Türkiye Barolar Birliği’nin açıklaması şöyle:

“Avrupa İnsan Hakları Mahkemesi’nin (AİHM) Büyük Dairesi, Sözleşme’nin 46/4 maddesi çerçevesinde aldığı kararla Türkiye’nin Osman Kavala ile ilgili 10.12.2019 tarihli AİHM kararını uygulamadığını ve bu nedenle 46. maddenin ihlal edildiği sonucuna vardığını açıklamıştır. Hatırlanacağı üzere, AİHM 2019 yılında aldığı kararla; Osman Kavala’nın tutuklanmasının, suç işlendiğine dair bir kuşku doğuracak verilere dayanmadığından Sözleşme’nin 5/1 maddesi ile Anayasa Mahkemesi’nin Kavala başvurusunu gereken süratle incelemediği için 5/4 maddesinin ve yine tutuklamanın aynı zamanda Türkiye’deki insan hakları savunucularını susturmak gibi bir siyasal amacı olduğu saptandığından 18. maddesinin ihlal edildiğine karar vermiş ve Osman Kavala’nın derhal serbest bırakılmasını talep etmişti.

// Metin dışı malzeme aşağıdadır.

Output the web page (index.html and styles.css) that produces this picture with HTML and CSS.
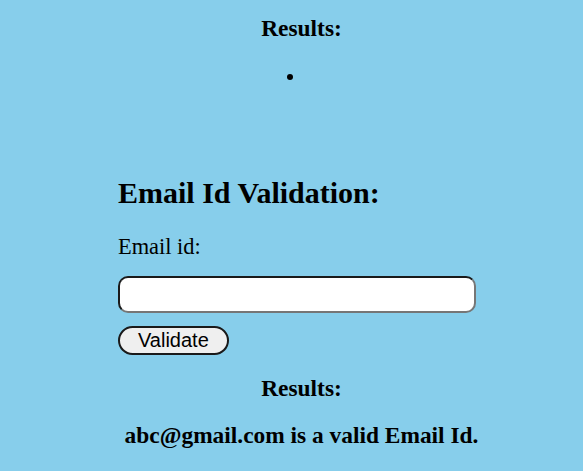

Kararı uygulamakla sorumlu Bakanlar Komitesi de Kavala’nın serbest bırakılmasını ve AİHM kararının uygulanmasını öngören birçok karar kabul etmiş, ancak bütün bu kararlara rağmen tahliye kararı verilmeyip AİHM kararının uygulanmaması üzerine Bakanlar Komitesi, “ihlal prosedürünü” başlatmış ve kararı AİHM’e göndermişti. Bu arada yargılama İstanbul 13. Ağır Ceza Mahkemesi’nde devam etmiş ve Mahkeme, 25 Nisan 2022’de Osman Kavala’yı TCK md. 312’den yani Gezi olayları nedeniyle, cebir ve şiddet kullanarak hükümeti devirmeye kalkmak suçundan ağırlaştırılmış müebbet hapse mahkum etmişti. Burada dikkati çeken nokta, AİHM’in 2019 yılındaki kararıyla Kavala’nın suç işlediğine dair makul bir kuşku bile oluşturmadığı sonucuna vardığı olgularla, müebbet hapis cezasına yol açan olguların aynı olması ve hiçbir yeni kanıtın bulunmamasıdır.

"OSMAN KAVALA SERBEST BIRAKILMALI VE ESKİ HALİ İADE EDİLMELİ"

AİHM’in 11 Temmuz 2022 tarihinde açıklanan kararı kesindir. Şimdi yapılması gereken, AİHM kararlarının uygulanarak Osman Kavala’nın serbest bırakılması ve eski halin iadesidir. Eski halin iadesinden anlaşılması gereken, atılı suçların kayıttan silinmesi ve buna ilişkin mahkeme kararlarının bütün sonuçlarıyla ortadan kaldırılmasıdır. AİHM kararının uygulanması, Türkiye’nin taraf olduğu Avrupa İnsan Hakları Sözleşmesi’nden doğan bir yükümlülüğü olduğu kadar hukuk devleti olmanın da gereğidir. Türkiye’nin AİHM yeni kararını uygulamamakta ısrar etmesi, Bakanlar Komitesi’nin Türkiye’nin Avrupa Konseyi’nden ihracına kadar uzanan yaptırımlar uygulamasına yol açacaktır. Türkiye Barolar Birliği olarak AİHM kararının derhal uygulanmasını; hukukun üstünlüğü ilkesinin, Anayasa’nın 90/5 maddesinin ve Avrupa İnsan Hakları Sözleşmesi’nin 46/1 ile 19. maddelerinden doğan taahhütlerimizin gereği olarak gördüğümüzü belirtiriz.”

NE OLMUŞTU?

Avrupa İnsan Hakları Mahkemesi (AİHM), 2017’den beri tutuklu bulunan iş insanı Osman Kavala davasında, Avrupa Konseyi Bakanlar Komitesi'nin 2 Şubat 2022’de başlattığı ihlal prosedürü kapsamındaki kararını açıklamıştı. Karara ilişkin açıklamada, “Bakanlar Komitesi tarafından kendisine yöneltilen soruya cevaben; Mahkeme, Türkiye’nin 10 Aralık 2019 tarihli kararını uygulaması bağlamında 46’ncı maddenin 1’inci fırkası kapsamındaki yükümlülüğünü yerine getirmediği sonucuna varmıştır. Mahkeme, Türkiye Hükümeti’nin Kavala’ya masraf ve giderler kapsamında 7 bin 500 Euro ödemesine karar verdi” denilmişti.